Energy from biomass, now coal prices have begun to hyperinflate, will encourage a renewed affront on the world’s remaining forests as anything organic is potential feedstock for syngas, cellulosic ethanol or static energy generation. Watch global fertilizer demand double from here.
Call me a cynic but isn’t just a little bit funny that the majority of issues tackled here are the ones that are impediments to big business making or attemtping to make a buck or two? These are not the only things relevant to ‘the environment’. I’m all for transgenic exploitation but this is not the only issue that needs covering in agriculture.
And if there was a genuine concern for all those weird and wonderful organisms out there wouldn’t there be more discussion on profitable land uses that actually encourage expansion of habitat. Eg native food plant production. Because as lovely as these creatures all are, their future is currently under threat as never before.
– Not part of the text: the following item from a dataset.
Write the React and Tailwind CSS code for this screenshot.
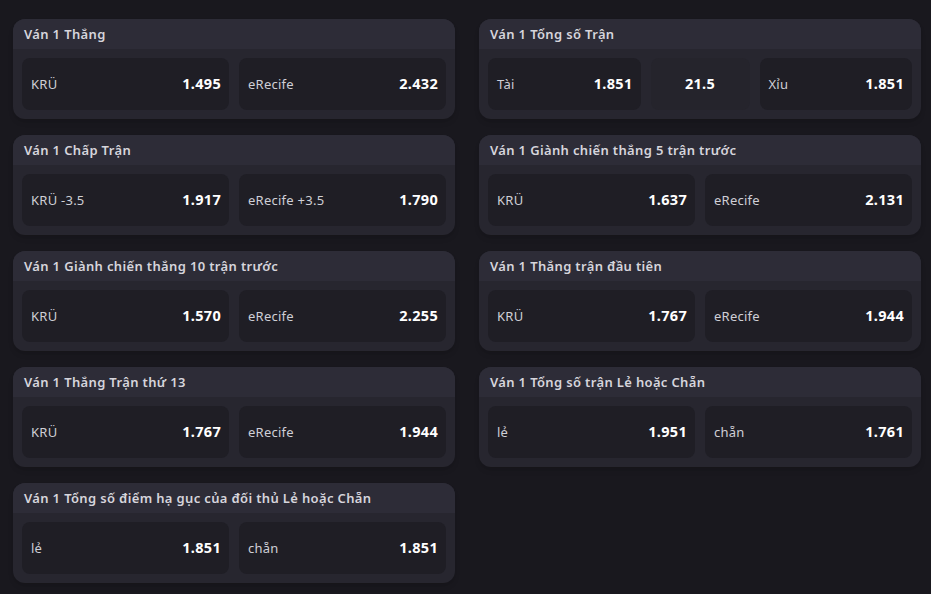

The discussion of all these topics shouldn’t be left to one man to bring it to the attention of Australia’s thinktanks. Actually quite disconcerting if that is the case. After all they are supposed to be the smart ones, I just grow food albeit now far more profitably. As food prices skyrocket really none of this is my problem if I was to play the devil’s advocate? But I know food and energy price inflation are very bad things for the people of the world and the environment.
Well the problem is again that Greenpeace isn’t on the case – you’d have the full think tank attention then. Too much diversion on side campaigns Aaron. Major real issues languish.
I still encourage you to do a guest post series on food security.
I’m now bouncing left and right after reading all of the comments and some research about GM foods.
I guess my concern is that we have our scientists do the correct testingto ensure the long term safety of any foods adopted as main stream food sources for Australians.
Monsanto is definitely one company I would not trust due to their history and involvement with US Government hieracy. If Monsanto has patents on their seed ‘designs’ and sell it off to us and do as they have in the US, do we then fall into the trap of paying huge dollars for seed that may very well become the only source of seed.
It is now my understanding that US Government has slipped through legislation preventing Organic Farmers from producing crops and any source of organic food source. Yes it is now illegal there. Maybe not pursued yet but the legislation has been passed.